Reflexiones diarias sobre argumentos de espiritualidad y vida carmelitana, con incursiones en el mundo del arte y de la cultura

jueves, 26 de septiembre de 2013

Que Cristo se forme en nosotros


San Pablo nos invita a trabajar “hasta que Cristo se forme en vosotros” (Gál 4,19). Esto significa que debemos “revestirnos de Cristo” (Gál 3,27), hacer todo lo posible para que “Cristo habite en nuestros corazones por la fe” (Ef 3,17). 

De esa manera, tendremos “el pensamiento de Cristo” (2Cor 2,16), seremos “una criatura nueva en Cristo” (2Cor 5,17), seguiremos “el camino del amor, a ejemplo de Cristo” (Ef 5,2).

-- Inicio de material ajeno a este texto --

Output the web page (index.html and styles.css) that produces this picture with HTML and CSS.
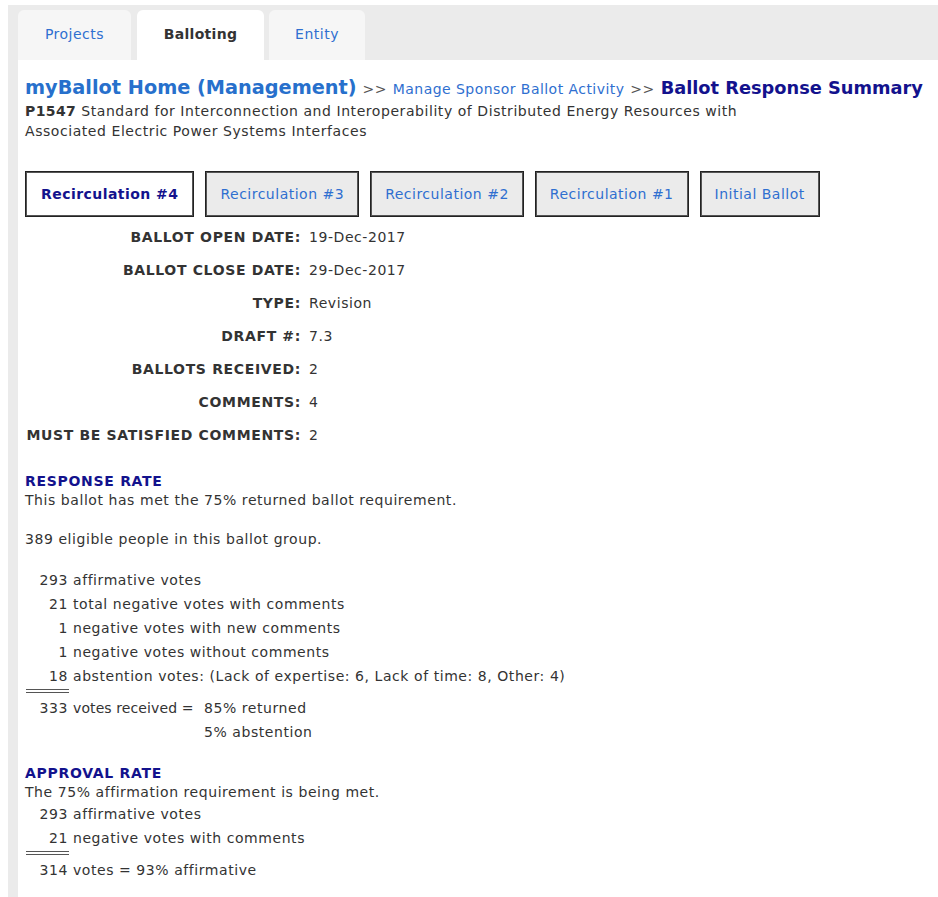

De esto se trata: “ser de Cristo” (2Cor 10,7), “pertenecer a Cristo” (Gál 3,29), “vivir en Él” (Flp 1,21) y dejar que Él “viva en nosotros” (Gál 2,20). 

San Juan de la Cruz, al inicio del Cántico Espiritual recoge la experiencia que marca el inicio de todo verdadero proceso de conversión cristiana, y que consiste en «caer en la cuenta»; es decir, en tomar conciencia, asumir vitalmente que el cristianismo no es un conjunto de doctrinas, de ritos o de normas morales, sino el encuentro con el amor incomprensible de un Dios que nos ha creado por amor, que nos ha redimido por amor y que nos ha rodeado de mil manifestaciones de su amor antes incluso de nuestro nacimiento. En definitiva, un Dios que es siempre «el principal amante» (C 31,2) en sus relaciones con el hombre:

«Cayendo el alma en la cuenta de lo que está obligada a hacer […]; conociendo la gran deuda que debe a Dios en haberla criado solamente para sí (por lo cual le debe el servicio de toda su vida) y en haberla redimido solamente por sí mismo (por lo cual le debe todo el resto y la correspondencia del amor de su voluntad) y otros mil beneficios en que se conoce obligada a Dios desde antes que naciese…» (C 1,1).

Una fe meramente intelectual podría limitarse a creer que Dios existe y que lo que nos ha revelado es verdadero. Pero eso no es suficiente. Se necesita una fe cordial (del corazón), que consiste en confiar en este Dios que se ha manifestado en Jesucristo, el cual me ha amado «hasta el extremo» (cf. Jn 13,1), hasta entregarse «por mí» (cf. Gal 2,20). Solo cuando el hombre repara en estas cosas puede dar una respuesta personal.

«Caer en la cuenta» no significa comprender totalmente el misterio del amor de Dios, que se ha revelado en Cristo, (algo, obviamente, imposible) ni tener claro todo lo que hay que hacer para servirle. Es solo el punto de partida de un proceso que dura la vida entera. San Juan de la Cruz afirma que hay que seguir profundizando siempre en esta experiencia original:

«Por más misterios y maravillas que han descubierto los santos doctores y entendido las santas almas, les quedó todo lo más por decir y aun por entender, y así hay mucho que ahondar en Cristo, porque es como una abundante mina con muchos senos de tesoros, que, por más que ahonden, nunca les hallan fin ni término» (C 37,4).

Por eso, la persona enamorada se esfuerza por «imitar a Cristo en todas sus cosas, conformándose con su vida, la cual debe considerar para saber imitarla y actuar en todas las cosas como actuaría Él» (1S 13,3; D 159). 

Lo que pide el Santo no es una repetición literal de sus «actos», sino comportarnos según sus «actitudes»: ¿Cómo actuaba Él ante las autoridades civiles y religiosas, ante las instituciones, ante las tradiciones?, ¿cómo lo hacía frente a las mujeres, los enfermos, los extranjeros y los otros grupos que no eran considerados socialmente? Así debe actuar el cristiano. 

Lo aclara cuando recomienda «no hacer ni decir palabra notable que no la dijera o hiciera Cristo si estuviera en el estado que yo estoy y tuviera la edad y salud que yo tengo» (G 3). No basta con repetir lo que hizo Cristo. Estamos llamados a hacer lo que Él haría en las circunstancias concretas que nos toca vivir. 

Para poder actuar así, hemos de «considerar» la vida de Jesús; es decir: estudiarla, reflexionarla personalmente, profundizar en su conocimiento: Debemos «formarnos» para que Cristo «se forme en nosotros».